The term "Retirement" or "Retire" shall mean your voluntary "Separation from Service" (as defined in Code Section 409A), on or after the date (A) on which you attain age 65 or (B) on which you attain age 60 and have completed at least ten years of continuous service as an employee of the Company or an Affiliate.

(iv) Notwithstanding the provisions of subsection (i) of this Section 2(e), in the event of a Change of Control of the Company, this Award Agreement may be continued or assumed by the continuing or successor (as the case may be) organization (the "Successor"), or the Successor may substitute an equivalent award.  With respect to any RSUs that are continued, assumed or substituted for in accordance with this subsection (iv), the restrictions described in Section 2(d)(ii) shall continue to lapse with respect to such RSUs (as the same may be adjusted in accordance with this subsection (iv)) as set forth in Section 2(e)(i) hereof; provided, however, in the event you incur a voluntary Separation from Service after suffering an "Adverse Event" or incur an involuntary Separation from Service not for "Cause," in connection with a Change of Control or at any time ending with the earlier to occur of the second anniversary of the Change of Control or the Measurement Date, the restrictions described in Section 2(d)(ii) shall immediately lapse with respect to the RSUs. 

The term "Adverse Event" shall as to any Participant mean:

(A) a material reduction of the Participant’s authorities, duties, or responsibilities with the Company;

(B) a material reduction of the Participant’s annual salary or a material reduction in the Participant’s target annual incentive compensation, in each case other than a reduction which is applicable to all employees in the same salary grade as the Participant; or

(C) a transfer of the Participant’s primary workplace by more than thirty-five (35) miles.

If a Participant purports to terminate his or her employment after suffering an Adverse Event, the Participant must give the Company written notice of his or her intent to terminate within sixty (60) calendar days of the occurrence of the event that allegedly constitutes an Adverse Event. The Company shall have a right to cure the event alleged to constitute an Adverse Event for a period of thirty (30) calendar days after notice from the Participant of his or her intention to terminate.

The term "Cause" shall mean your theft of company property, embezzlement or dishonesty that results in harm to the Company or any Successor; your continued gross or willful neglect of your job responsibilities after receiving written warnings regarding such neglect from the Company or any Successor; your conviction of a felony or pleading nolo contender to a felony charged under state or federal law; or your willful violation of Company policy or the policies of any Successor.
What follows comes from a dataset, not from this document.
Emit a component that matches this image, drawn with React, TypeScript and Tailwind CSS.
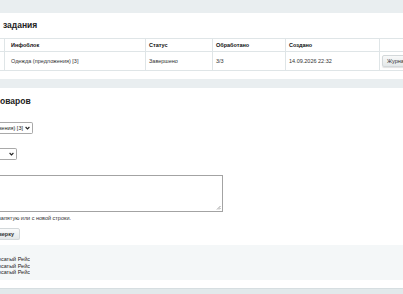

(v) Notwithstanding the provisions of subsection (i) of this Section 2(e), in the event a Change of Control of the Company occurs and this Award Agreement is not continued or assumed by the Successor and the Successor does not substitute an equivalent award, the restrictions described in Section 2(d)(ii) shall immediately lapse with respect to the RSUs.  
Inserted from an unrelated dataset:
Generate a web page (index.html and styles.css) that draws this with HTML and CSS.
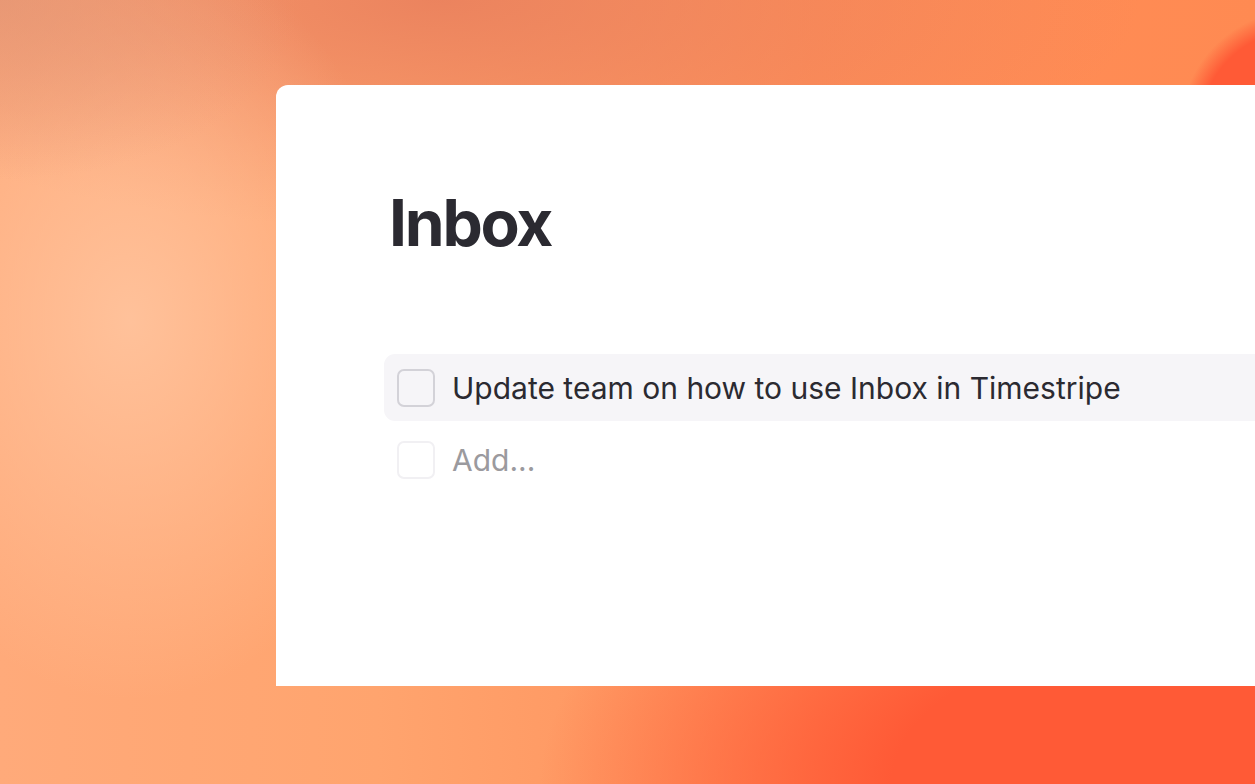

(vi) On the date of the lapse of the restrictions in accordance with this Section 2(e), or in any event, no later than the earlier of ninety (90) days after such date or two and one half months following the end of the calendar year in which the restrictions lapsed in accordance with Section 2(e), the Company will make a book-entry registration or will issue you a certificate as provided in Section 2(b) of this Award Agreement for the Shares covered by such Stock-Settled RSUs in redemption of such RSUs and will pay you by check in redemption of the Shares covered by such Cash-Settled RSUs.    

3. Agreement with Respect to Taxes; Share Withholding.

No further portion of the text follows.